Thanks to the Silurian (440 to 410 million years ago, give or take a few) and Devonian (410 to 360 m.y.a.), two periods of the Paleozoic Era, a lot of granite ended up in the ground of Mount Desert Island. Hall Quarry, a peaceful retreat centrally located on Mount Desert Island, is where a lot of the granite got “hauled” back out.
The island, beginning in the late 1790s, had dozens of operating granite quarries. The first commercial quarry was opened not far from Otter Cliffs in 1871 by a man named Cyrus Hall, who came from Belfast, Maine. About a dozen years later, Hall moved across the island to the western shore of Somes Sound and established a place originally called Quarrytown, which today bears his name.

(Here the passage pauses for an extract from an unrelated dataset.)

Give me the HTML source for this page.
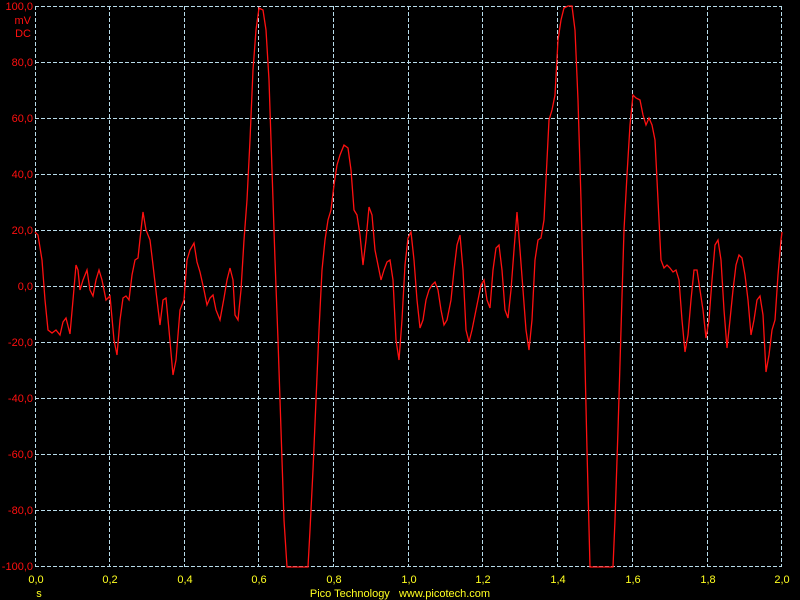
<!DOCTYPE html>
<html><head><style>html,body{margin:0;padding:0;background:#000;width:800px;height:600px;overflow:hidden}</style></head><body>
<svg width="800" height="600" xmlns="http://www.w3.org/2000/svg" style="display:block">
<rect width="800" height="600" fill="#000"/>
<g stroke="#b8dcea" stroke-width="1" stroke-dasharray="4,2" shape-rendering="crispEdges">
<line x1="35.5" y1="6" x2="35.5" y2="567"/><line x1="109.5" y1="6" x2="109.5" y2="567"/><line x1="184.5" y1="6" x2="184.5" y2="567"/><line x1="258.5" y1="6" x2="258.5" y2="567"/><line x1="333.5" y1="6" x2="333.5" y2="567"/><line x1="408.5" y1="6" x2="408.5" y2="567"/><line x1="482.5" y1="6" x2="482.5" y2="567"/><line x1="557.5" y1="6" x2="557.5" y2="567"/><line x1="632.5" y1="6" x2="632.5" y2="567"/><line x1="707.5" y1="6" x2="707.5" y2="567"/><line x1="781.5" y1="6" x2="781.5" y2="567"/>
<line x1="35" y1="6.5" x2="782" y2="6.5"/><line x1="35" y1="62.5" x2="782" y2="62.5"/><line x1="35" y1="118.5" x2="782" y2="118.5"/><line x1="35" y1="174.5" x2="782" y2="174.5"/><line x1="35" y1="230.5" x2="782" y2="230.5"/><line x1="35" y1="286.5" x2="782" y2="286.5"/><line x1="35" y1="342.5" x2="782" y2="342.5"/><line x1="35" y1="398.5" x2="782" y2="398.5"/><line x1="35" y1="454.5" x2="782" y2="454.5"/><line x1="35" y1="510.5" x2="782" y2="510.5"/><line x1="35" y1="566.5" x2="782" y2="566.5"/>
</g>
<polyline fill="none" stroke="#ff1010" stroke-width="1.3" points="35,232 38,235 42,260 45,300 48,330 52,333 56,330 60,335 63,322 66,318 70,334 73,300 76,265 78,270 80,290 83,280 87,270 90,290 93,296 96,280 99,270 102,280 106,300 110,296 114,340 117,355 120,320 123,298 126,296 129,300 132,275 135,260 138,258 141,230 143,212 146,230 150,240 153,265 157,300 160,325 163,300 166,298 169,330 173,375 176,360 180,310 184,300 187,260 190,250 194,243 197,262 200,272 204,290 207,305 210,298 213,295 216,310 220,320 224,298 227,280 230,268 233,280 235,315 238,320 241,290 244,240 247,200 250,140 253,70 256,30 259,8 263,10 266,30 269,80 272,170 275,260 278,340 281,430 284,520 287,567 308,567 310,530 313,470 316,400 319,330 322,270 325,240 328,220 331,210 334,185 337,165 340,155 344,145 348,148 351,170 354,210 357,215 360,235 363,265 366,240 369,207 372,215 375,250 378,265 381,280 384,270 387,262 390,260 393,280 396,340 399,360 402,320 405,265 408,238 411,232 414,260 417,300 420,328 423,320 426,300 429,290 432,285 435,282 438,290 441,310 444,325 447,320 451,300 454,270 457,245 460,235 463,270 466,330 469,342 472,330 475,315 478,300 481,285 484,280 487,300 490,308 493,270 496,248 499,245 502,270 505,310 508,318 511,290 514,250 517,212 520,250 523,290 526,330 529,350 532,320 535,260 538,240 541,238 544,220 546,180 549,120 552,110 555,95 558,40 561,20 564,8 568,6 572,6 575,30 578,100 581,200 584,320 587,450 590,567 613,567 615,520 618,430 621,330 624,230 627,175 630,125 633,95 636,98 640,100 643,115 646,125 649,118 652,125 655,140 658,200 661,260 664,268 667,265 670,268 673,272 676,270 679,280 682,320 685,352 688,335 691,300 694,270 697,270 700,290 703,310 706,338 709,320 712,280 715,245 718,240 721,260 724,310 727,348 730,320 733,290 736,265 739,255 742,258 745,275 748,300 751,335 754,320 757,300 760,296 763,315 766,372 769,355 772,330 775,320 778,275 781,240 782,232"/>
<g fill="#ff1010" font-family="Liberation Sans, sans-serif" font-size="11" text-anchor="end">
<text x="33" y="10">100,0</text><text x="31" y="24">mV</text><text x="31" y="37">DC</text>
<text x="33" y="66">80,0</text><text x="33" y="122">60,0</text><text x="33" y="178">40,0</text><text x="33" y="234">20,0</text><text x="33" y="290">0,0</text><text x="33" y="346">-20,0</text><text x="33" y="402">-40,0</text><text x="33" y="458">-60,0</text><text x="33" y="514">-80,0</text><text x="33" y="570">-100,0</text>
</g>
<g fill="#ffff20" font-family="Liberation Sans, sans-serif" font-size="11" text-anchor="middle">
<text x="36" y="583">0,0</text><text x="110" y="583">0,2</text><text x="185" y="583">0,4</text><text x="259" y="583">0,6</text><text x="334" y="583">0,8</text><text x="409" y="583">1,0</text><text x="483" y="583">1,2</text><text x="558" y="583">1,4</text><text x="633" y="583">1,6</text><text x="708" y="583">1,8</text><text x="782" y="583">2,0</text>
<text x="39" y="597">s</text>
<text x="400" y="597" xml:space="preserve">Pico Technology   www.picotech.com</text>
</g>
</svg>
</body></html>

Hall Quarry was blessed with deep water access and a high-quality stone, and the quarries would be successful there through the first half of the 20th century. Hall began with two oxen and six employees, but ultimately the area housed some 2,000 workers, many of them immigrant workers from Italy, Scotland, and Sweden.
Hall Quarry had not one but three company stores, and areas nicknamed Bed Bug Boulevard and Peanut Row where the men lived in boarding houses consisting of small sleeping areas, with a wood- or coal-fired stove heating only the main rooms downstairs.
Mount Desert Island granite was used in many public and government buildings, including the Library of Congress in Washington, D.C. The largest contract locally is said to be that of supplying the granite for the Philadelphia Mint, which took 800 men a year and a half.
Fun Fact: Louis Creed (Dale Midkiff) and Jud Crandall (Fred Gwynne) climb through the old granite quarries in this area to get to the pet cemetery, in the 1989 movie made from Stephen King’s novel of the same name.